Professor X trains young mutants and teaches them how to control their powers, in the hope that they can blend in to the real world.
He is also involved in talks to give mutants equal rights, trained a mutant senator who acts as ambassador to humanity, and formed the X-Men, an elite group of mutants formed to protect the world from major threats, mutant or otherwise.
This is positive activism. The focus is in finding common ground, as well as celebrating the differences between the people groups.
Then there’s Magneto, who also focuses largely on the differences between the people groups. Mainly the good qualities of mutants, and the bad qualities of humans.
He recruits mutants who have been mistreated and cast out by humans, and encourages their anger and hate. At one point, he plots to turn every human into a mutant, thereby cleansing the world of their filth.
Just get right to it and hang up a swastika already.
This is negative activism.
See the difference?
Another example of positive and negative activism, specifically feminism, can be seen in just about every episode of Agent Carter. Peggy Carter is everything we’ve always wanted in a strong central female character. Agent Carter doesn’t just have to battle the enemies of the US in this post-WWII espionage drama, she has to battle the chauvinistic tendencies of her workplace. She is constantly told to man the phones, or file the reports of other agents.
This to the woman who helped train Captain America. The woman who was an unnamed member of the Howling Commandos. The woman who went on to become the founder of SHIELD.
Her reaction? Fighting even harder to prove her worth, with a heaping dose of sarcasm for any coworker dumb enough to tell her she was so much better at “that sort of thing”.
Also, occasionally she’ll take advantage of the rampant misconception of feminine weakness to gather information. She’ll bring coffee to briefings she’s been shut out from, or take lunch orders for the office to do some snooping in the lab where their testing classified objects.
Instead of letting the constant derision make her bitter, Peggy lets her frustration fuel her.
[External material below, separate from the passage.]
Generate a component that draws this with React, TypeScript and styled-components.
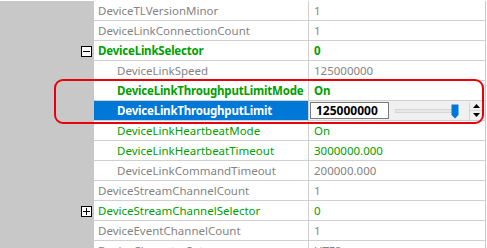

And she proves herself the equal (or better) of her male counterparts without sacrificing an ounce of her femininity. She uses her intelligence, quick wit, and often brute strength to get the job done.
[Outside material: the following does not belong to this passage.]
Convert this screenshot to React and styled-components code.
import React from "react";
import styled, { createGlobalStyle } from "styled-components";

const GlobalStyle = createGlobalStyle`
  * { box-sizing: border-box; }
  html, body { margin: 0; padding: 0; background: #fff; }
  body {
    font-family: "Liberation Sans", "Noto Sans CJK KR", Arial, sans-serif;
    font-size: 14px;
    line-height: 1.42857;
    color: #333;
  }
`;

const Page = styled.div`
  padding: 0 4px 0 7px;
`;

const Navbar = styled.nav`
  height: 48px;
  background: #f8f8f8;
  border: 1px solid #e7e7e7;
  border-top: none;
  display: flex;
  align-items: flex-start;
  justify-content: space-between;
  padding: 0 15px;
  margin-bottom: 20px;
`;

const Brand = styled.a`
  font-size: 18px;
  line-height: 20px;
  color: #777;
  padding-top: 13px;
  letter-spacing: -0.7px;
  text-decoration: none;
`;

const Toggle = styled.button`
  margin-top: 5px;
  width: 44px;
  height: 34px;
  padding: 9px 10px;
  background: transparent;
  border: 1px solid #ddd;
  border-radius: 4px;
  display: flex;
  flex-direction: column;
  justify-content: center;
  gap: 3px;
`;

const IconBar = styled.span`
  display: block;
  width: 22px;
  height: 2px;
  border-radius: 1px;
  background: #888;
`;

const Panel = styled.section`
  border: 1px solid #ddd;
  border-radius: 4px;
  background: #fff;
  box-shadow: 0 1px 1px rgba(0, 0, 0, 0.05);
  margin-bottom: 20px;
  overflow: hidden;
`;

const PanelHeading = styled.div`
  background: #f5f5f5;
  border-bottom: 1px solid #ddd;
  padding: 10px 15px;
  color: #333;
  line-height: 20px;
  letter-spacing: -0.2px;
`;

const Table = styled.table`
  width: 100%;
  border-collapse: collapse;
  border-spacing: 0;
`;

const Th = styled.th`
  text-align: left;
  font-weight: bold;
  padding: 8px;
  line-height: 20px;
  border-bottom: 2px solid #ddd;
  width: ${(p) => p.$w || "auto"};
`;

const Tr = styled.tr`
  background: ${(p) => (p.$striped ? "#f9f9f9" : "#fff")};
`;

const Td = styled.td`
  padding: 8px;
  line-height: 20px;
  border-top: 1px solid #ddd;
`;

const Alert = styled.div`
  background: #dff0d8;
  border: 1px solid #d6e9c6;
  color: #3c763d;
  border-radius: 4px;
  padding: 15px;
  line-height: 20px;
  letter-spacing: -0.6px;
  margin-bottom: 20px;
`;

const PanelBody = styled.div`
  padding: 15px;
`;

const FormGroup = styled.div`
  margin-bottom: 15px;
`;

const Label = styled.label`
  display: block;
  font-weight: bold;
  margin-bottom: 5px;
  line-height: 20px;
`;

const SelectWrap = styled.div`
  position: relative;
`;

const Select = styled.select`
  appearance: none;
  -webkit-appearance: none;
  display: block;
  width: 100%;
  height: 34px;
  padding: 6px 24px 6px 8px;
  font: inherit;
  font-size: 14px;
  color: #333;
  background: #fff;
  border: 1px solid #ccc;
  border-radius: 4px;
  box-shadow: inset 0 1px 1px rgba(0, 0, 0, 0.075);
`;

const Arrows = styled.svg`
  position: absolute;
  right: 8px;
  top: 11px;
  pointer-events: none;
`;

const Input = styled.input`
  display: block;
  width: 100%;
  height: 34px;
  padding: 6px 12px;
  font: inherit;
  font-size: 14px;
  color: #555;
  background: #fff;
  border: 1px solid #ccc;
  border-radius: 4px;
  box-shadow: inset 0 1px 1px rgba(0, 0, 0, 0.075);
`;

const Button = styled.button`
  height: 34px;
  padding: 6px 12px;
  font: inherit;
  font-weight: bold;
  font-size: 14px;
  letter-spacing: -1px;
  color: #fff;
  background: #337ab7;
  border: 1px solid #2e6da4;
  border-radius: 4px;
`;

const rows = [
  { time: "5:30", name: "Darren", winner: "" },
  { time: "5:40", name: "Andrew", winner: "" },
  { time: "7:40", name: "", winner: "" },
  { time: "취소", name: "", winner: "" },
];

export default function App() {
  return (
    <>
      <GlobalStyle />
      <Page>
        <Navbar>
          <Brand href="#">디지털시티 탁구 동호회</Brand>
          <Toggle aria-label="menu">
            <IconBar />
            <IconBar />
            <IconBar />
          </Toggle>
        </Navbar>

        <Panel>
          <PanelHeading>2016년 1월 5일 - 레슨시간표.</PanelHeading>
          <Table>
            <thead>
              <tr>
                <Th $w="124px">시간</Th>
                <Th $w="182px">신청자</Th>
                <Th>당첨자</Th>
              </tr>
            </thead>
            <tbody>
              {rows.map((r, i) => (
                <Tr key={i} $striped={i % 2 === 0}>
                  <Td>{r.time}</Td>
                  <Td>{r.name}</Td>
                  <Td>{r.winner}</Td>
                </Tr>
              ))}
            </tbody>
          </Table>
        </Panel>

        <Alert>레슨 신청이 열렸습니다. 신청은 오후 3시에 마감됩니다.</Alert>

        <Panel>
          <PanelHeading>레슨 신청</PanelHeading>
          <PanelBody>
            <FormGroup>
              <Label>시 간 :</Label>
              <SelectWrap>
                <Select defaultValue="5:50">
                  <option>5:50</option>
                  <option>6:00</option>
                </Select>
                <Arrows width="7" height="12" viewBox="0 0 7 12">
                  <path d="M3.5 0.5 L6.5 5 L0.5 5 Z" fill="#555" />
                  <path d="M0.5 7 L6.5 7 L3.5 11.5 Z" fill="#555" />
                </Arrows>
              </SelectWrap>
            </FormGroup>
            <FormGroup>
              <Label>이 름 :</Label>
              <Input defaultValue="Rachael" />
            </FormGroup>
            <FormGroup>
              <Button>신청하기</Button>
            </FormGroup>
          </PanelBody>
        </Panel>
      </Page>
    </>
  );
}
Then she drops nuggets like this:
YES. EVERY HUMAN TAKE NOTE.
But Peggy Carter isn’t the only strong independent woman on this show. Peggy encounters women trained in the Red Room, the dubious origin of the Avengers’ Black Widow. As we’ve seen in the multiple movies Natasha Romanoff has appeared in, the fighting style and tactics of these women is much more feminine than Peggy Carter’s. She will occasionally use male expectations to her advantage, but it’s not her opening move.
Not so with Red Room operatives. There’s a reason Romanoff’s handle is Black Widow. These women use their femininity as a weapon to destroy men. On a certain level, it’s not their fault. It’s what they’ve been programmed to do. No little girl deserves to be chained to a bed and forced to kill other little girls.
Then there are women like Whitney Frost, this season’s apparent big baddie.
Miss Frost was raised by a single mother, who “entertained” men to keep afloat. Not really the best example of a feminine role model.
So Miss Frost learned to use her femininity to get what she wanted out of life. Then, when she is finally given power, she uses it to use and abuse everyone around her, especially the men. She approaches the world like it owes her something, and it doesn’t matter who gets hurt so long as she gets what she wants.
I could probably rant on and on about the beautiful character that is Peggy Carter. A better use of all of our time would be just watching the show yourselves, if you haven’t already.
I am so very far from having all the answers to the issues of racism and sexism. But I do know that we will never arrive at a solution if we can’t discuss the issues without bringing out the pointed fingers and pitchforks. If that means hiding behind superhero metaphors for now, then so be it.